Complément d’information

Avant l’examen du troisième rapport périodique de l’Ouzbékistan par le Comité, Amnesty International avait écrit au Comité pour signaler que de nombreuses préoccupations exprimées par le Comité en 2002, après le deuxième rapport périodique de l’Ouzbékistan, étaient toujours d’une actualité pressante, et que nombre des recommandations du Comité n’étaient toujours pas mises en œuvre.

En outre, Amnesty International avait attiré l’attention du Comité sur certaines de ses préoccupations relatives aux épisodes de mai 2005 à Andijan, au cours desquels des centaines de personnes, dont des femmes et des enfants, ont été tuées après que les forces de sécurité eurent ouvert le feu sur des manifestants majoritairement pacifiques.
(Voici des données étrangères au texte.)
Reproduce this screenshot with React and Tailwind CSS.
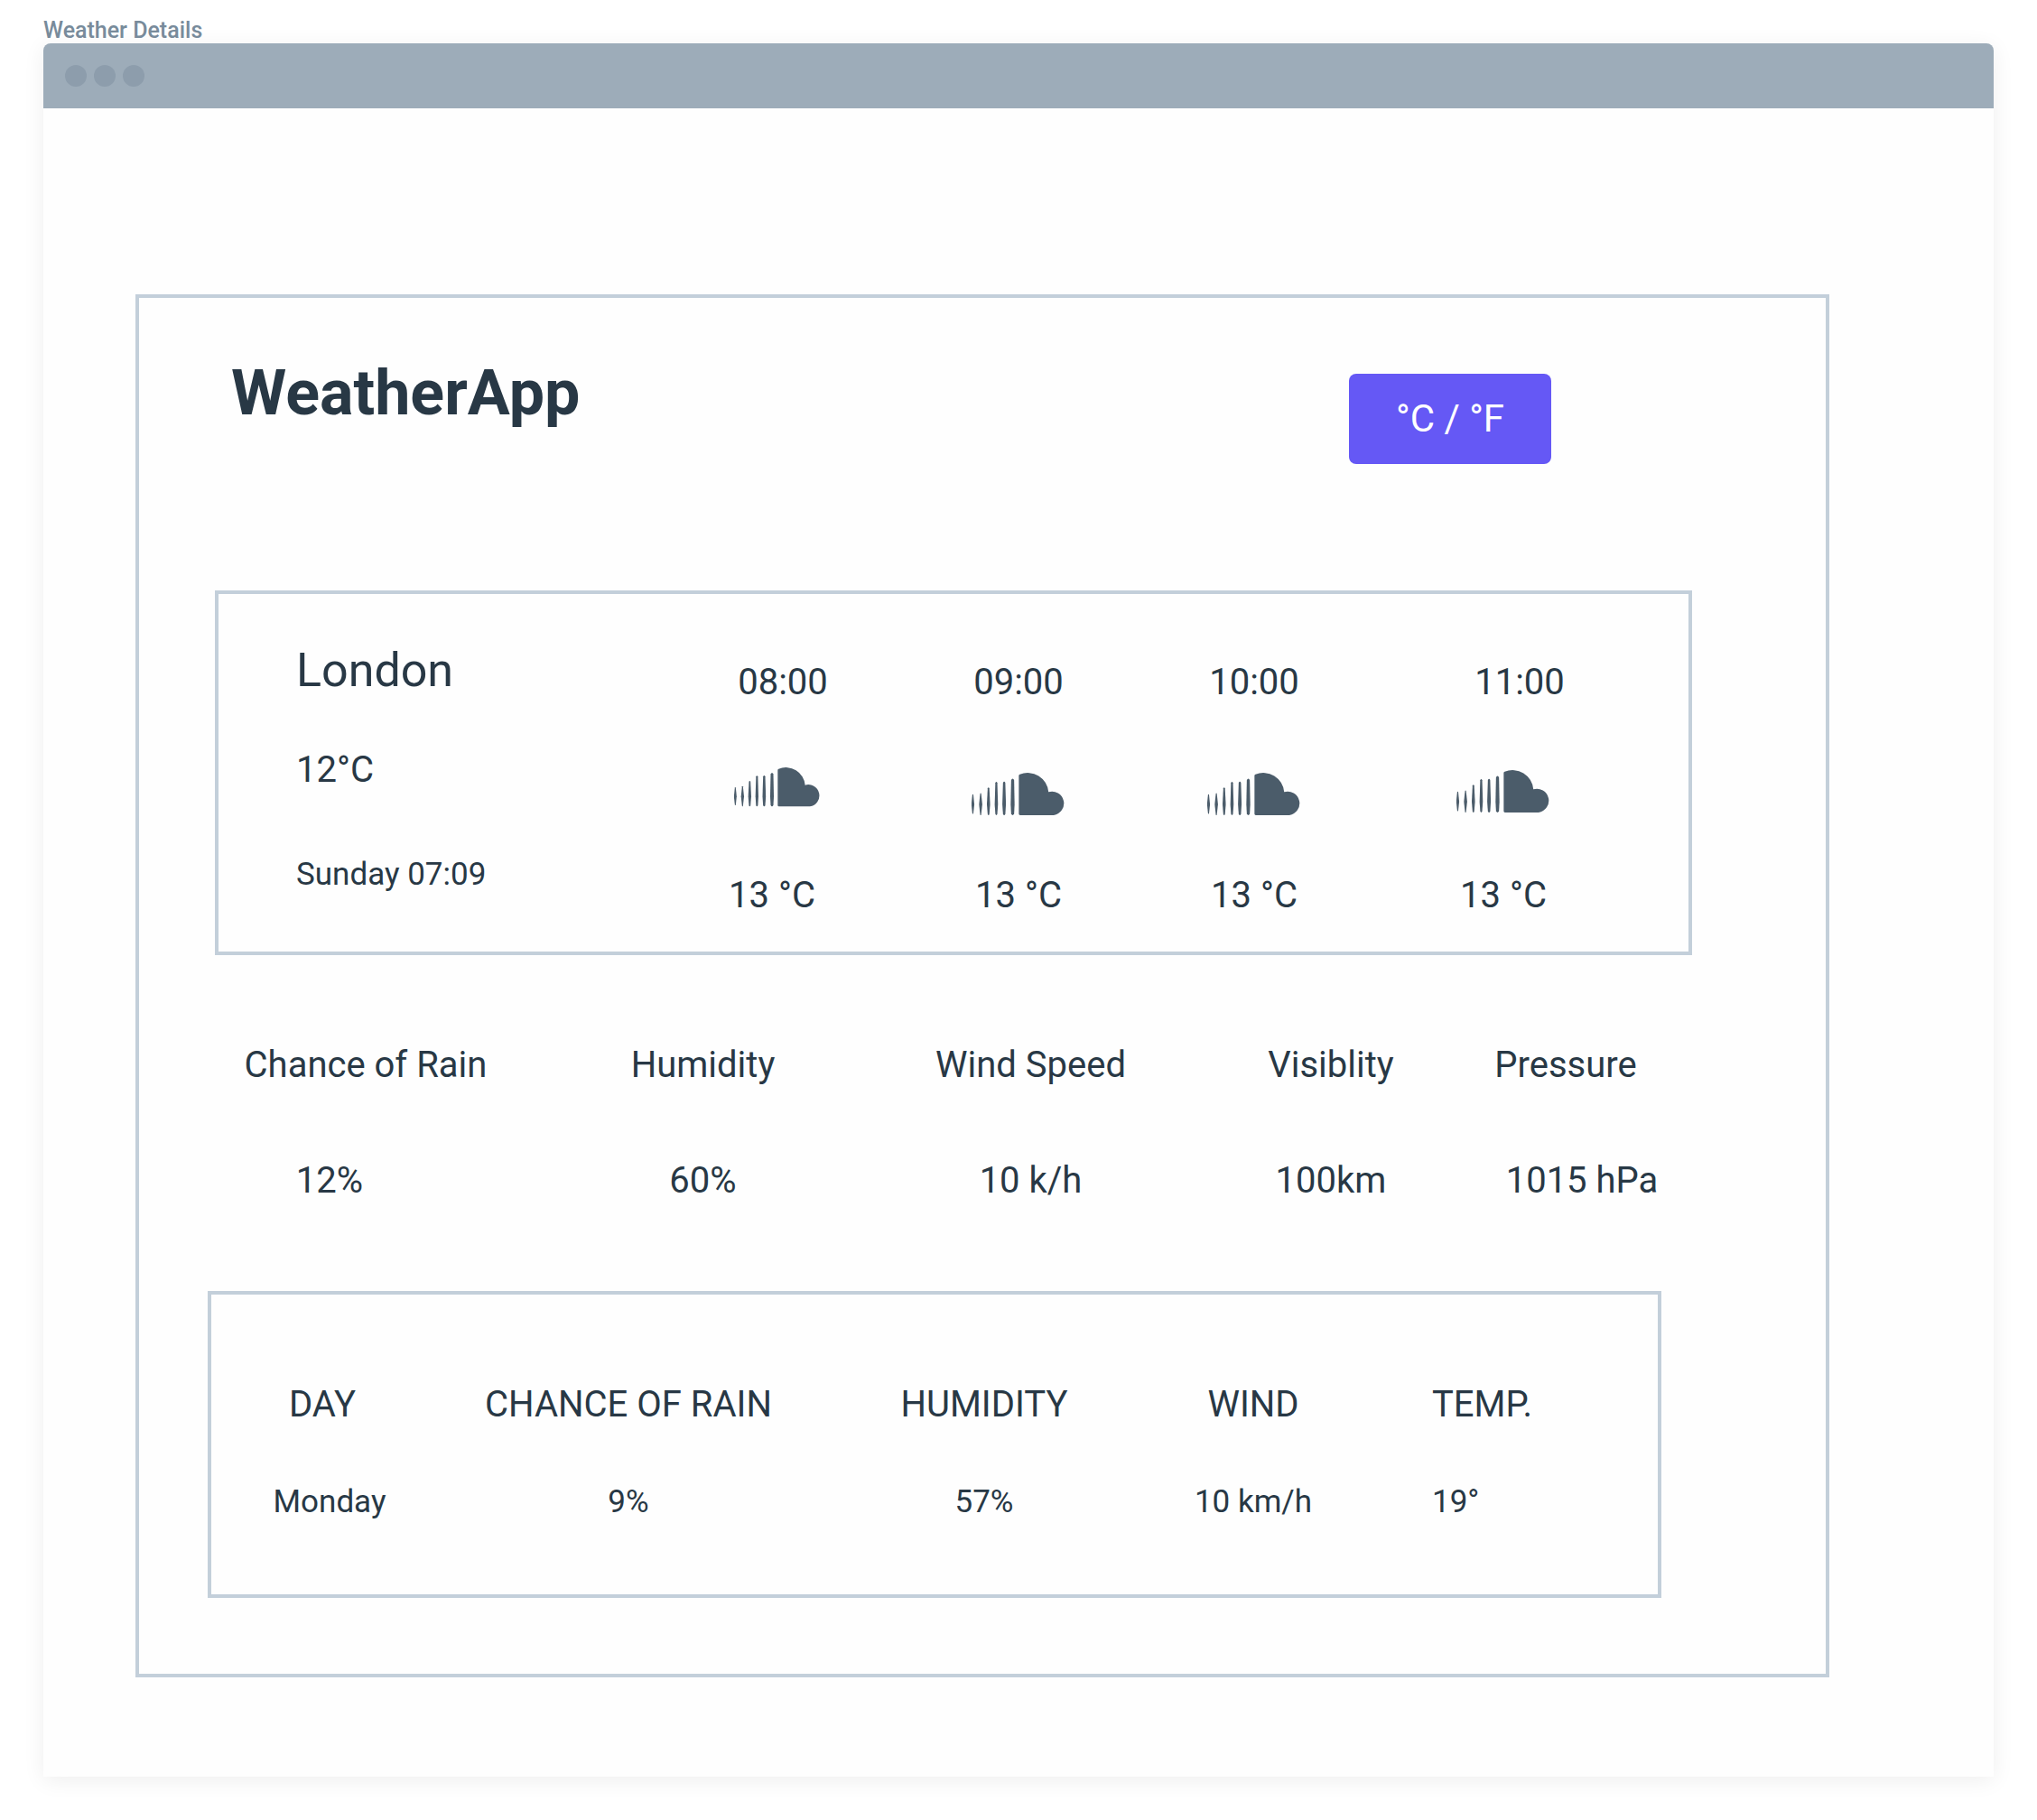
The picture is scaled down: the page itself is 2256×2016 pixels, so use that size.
const hours = [
  { time: "08:00", temp: "13 °C", timeClass: "pl-6", iconClass: "w-24 self-start ml-3" },
  { time: "09:00", temp: "13 °C", timeClass: "", iconClass: "w-[104px] self-end" },
  { time: "10:00", temp: "13 °C", timeClass: "", iconClass: "w-[104px] self-end" },
  { time: "11:00", temp: "13 °C", timeClass: "pl-9", iconClass: "w-[104px] self-center" },
];

const metrics = [
  { label: "Chance of Rain", value: "12%", valueClass: "pr-20" },
  { label: "Humidity", value: "60%", valueClass: "" },
  { label: "Wind Speed", value: "10 k/h", valueClass: "" },
  { label: "Visiblity", value: "100km", valueClass: "" },
  { label: "Pressure", value: "1015 hPa", valueClass: "pl-9" },
];

// centre x, top y, bottom y, half width at the tips, half width in the middle
const bars = [
  [4, 66, 126, 1.5, 4.5],
  [28, 62, 130, 1.5, 5],
  [52, 45, 130, 2.5, 5],
  [76, 28, 130, 3, 5],
  [100, 27, 130, 3.5, 5.5],
  [126, 18, 130, 4.5, 6],
];

function CloudIcon({ className }) {
  return (
    <svg viewBox="0 0 288 131" className={className} fill="#4b5c6a" aria-hidden="true">
      {bars.map(([c, top, bottom, t, w]) => (
        <path
          key={c}
          d={`M${c - t} ${top + t}Q${c} ${top - t} ${c + t} ${top + t}L${c + w} 97L${c + t} ${bottom - t}Q${c} ${bottom + t} ${c - t} ${bottom - t}L${c - w} 97Z`}
        />
      ))}
      <path d="M145 9Q145 6 148 5A64 64 0 0 1 236 59A36.5 36.5 0 1 1 252 130H149Q145 130 145 126Z" />
    </svg>
  );
}

function Hour({ time, temp, timeClass, iconClass }) {
  return (
    <li className="flex flex-col items-center pt-[74px]">
      <time className={`text-[40px] leading-12 ${timeClass}`}>{time}</time>
      <div className="mt-[70px] flex h-[53px]">
        <CloudIcon className={iconClass} />
      </div>
      <span className="mt-[65px] text-[40px] leading-12">{temp}</span>
    </li>
  );
}

export default function App() {
  return (
    <div className="min-h-screen bg-white px-12 pt-5 pb-12 font-['Roboto','Liberation_Sans',sans-serif] whitespace-nowrap text-[#283845]">
      <p className="text-[25px] leading-7 font-medium text-[#788b9b]">Weather Details</p>

      <div className="rounded-t-lg bg-[#fefefe] pb-[110px] shadow-[0_4px_24px_rgba(0,0,0,0.07)]">
        <div className="flex h-[72px] items-center gap-2 rounded-t-lg bg-[#9dacb9] pl-6">
          <span className="size-6 rounded-full bg-[#8d9dac]" />
          <span className="size-6 rounded-full bg-[#8d9dac]" />
          <span className="size-6 rounded-full bg-[#8d9dac]" />
        </div>

        <main className="mt-[206px] mr-[182px] ml-[102px] border-4 border-[#c3cfda] pt-[65px] pb-[84px]">
          <header className="mr-[304px] ml-[102px] flex items-start justify-between">
            <h1 className="text-[70px] leading-20 font-bold">WeatherApp</h1>
            <button
              type="button"
              className="mt-[19px] h-[100px] w-56 rounded-lg bg-[#6558f5] text-[42px] leading-12 text-white"
            >
              °C / °F
            </button>
          </header>

          <section className="mt-[140px] mr-[148px] ml-[84px] grid grid-cols-[397fr_1098fr] border-4 border-[#c3cfda] pr-[47px] pb-[38px] pl-[86px]">
            <div className="pt-[55px]">
              <h2 className="text-[52px] leading-15">London</h2>
              <p className="mt-14 text-[40px] leading-12">12°C</p>
              <p className="mt-[70px] text-[35px] leading-11">Sunday 07:09</p>
            </div>
            <ul className="grid grid-cols-[260fr_286fr_236fr_316fr]">
              {hours.map((h) => (
                <Hour key={h.time} {...h} />
              ))}
            </ul>
          </section>

          <dl className="mt-[98px] mr-[186px] ml-[66px] grid grid-cols-[minmax(0,370fr)_minmax(0,377fr)_minmax(0,349fr)_minmax(0,316fr)_minmax(0,204fr)] text-center text-[40px] leading-12">
            {metrics.map((m) => (
              <div key={m.label} className="flex flex-col items-center gap-20">
                <dt>{m.label}</dt>
                <dd className={m.valueClass}>{m.value}</dd>
              </div>
            ))}
          </dl>

          <section className="mt-[98px] mr-[182px] ml-[76px] border-4 border-[#c3cfda] pt-[98px] pb-20">
            <table className="w-full table-fixed text-center">
              <colgroup>
                <col className="w-[262px]" />
                <col className="w-[400px]" />
                <col className="w-[388px]" />
                <col className="w-[208px]" />
                <col className="w-[344px]" />
              </colgroup>
              <thead className="text-[40px] leading-12">
                <tr>
                  <th scope="col" className="pr-4 font-normal">DAY</th>
                  <th scope="col" className="font-normal">CHANCE OF RAIN</th>
                  <th scope="col" className="font-normal">HUMIDITY</th>
                  <th scope="col" className="font-normal">WIND</th>
                  <th scope="col" className="pl-[94px] text-left font-normal">TEMP.</th>
                </tr>
              </thead>
              <tbody className="text-[35px] leading-11">
                <tr>
                  <td className="pt-[62px]">Monday</td>
                  <td className="pt-[62px]">9%</td>
                  <td className="pt-[62px]">57%</td>
                  <td className="pt-[62px]">10 km/h</td>
                  <td className="pt-[62px] pl-[94px] text-left">19°</td>
                </tr>
              </tbody>
            </table>
          </section>
        </main>
      </div>
    </div>
  );
}
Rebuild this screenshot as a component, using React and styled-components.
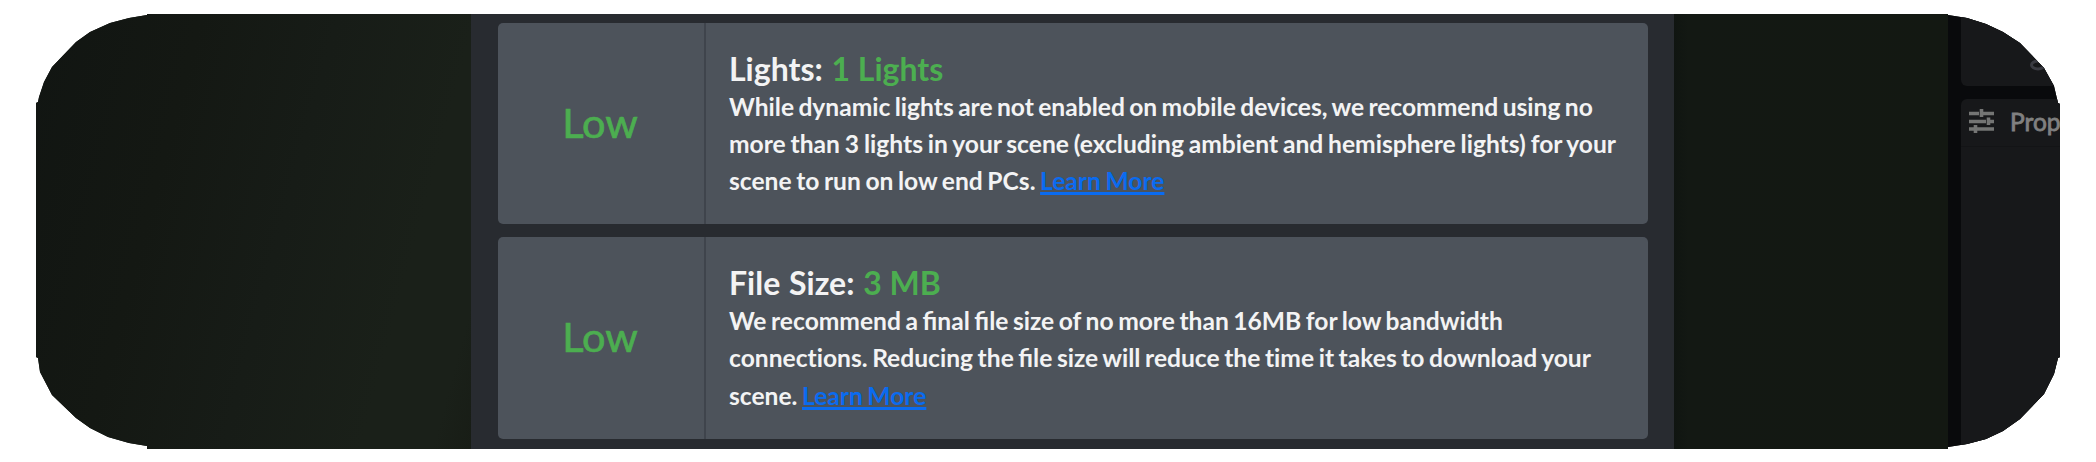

Plusieurs centaines de personnes, dont des militants des droits humains, ont été condamnées à de lourdes peines d’emprisonnement pour leur implication présumée dans ces épisodes, la plupart d’entre elles après des procès secrets ou à huis clos. Selon certaines allégations, des inculpés avaient subi des actes de torture ou des mauvais traitements en détention provisoire. Les autorités ont continué de rejeter les demandes d’enquête indépendante et internationale sur l’épisode d’Andijan, affirmant que les deux sessions de discussions d’experts ayant eu lieu sous les auspices de l’Union européenne en décembre 2006 et avril 2007 constituaient une enquête internationale. Amnesty International a salué ces discussions, mais elle estime qu’une telle initiative ne saurait remplacer une enquête internationale et indépendante sur l’épisode d’Andijan. Ces discussions d’experts ne respectaient pas les normes internationales pour une enquête efficace, indépendante et impartiale, notamment les Principes des Nations unies relatifs à la prévention efficace des exécutions extrajudiciaires, arbitraires et sommaires et aux moyens d’enquêter efficacement sur ces exécutions.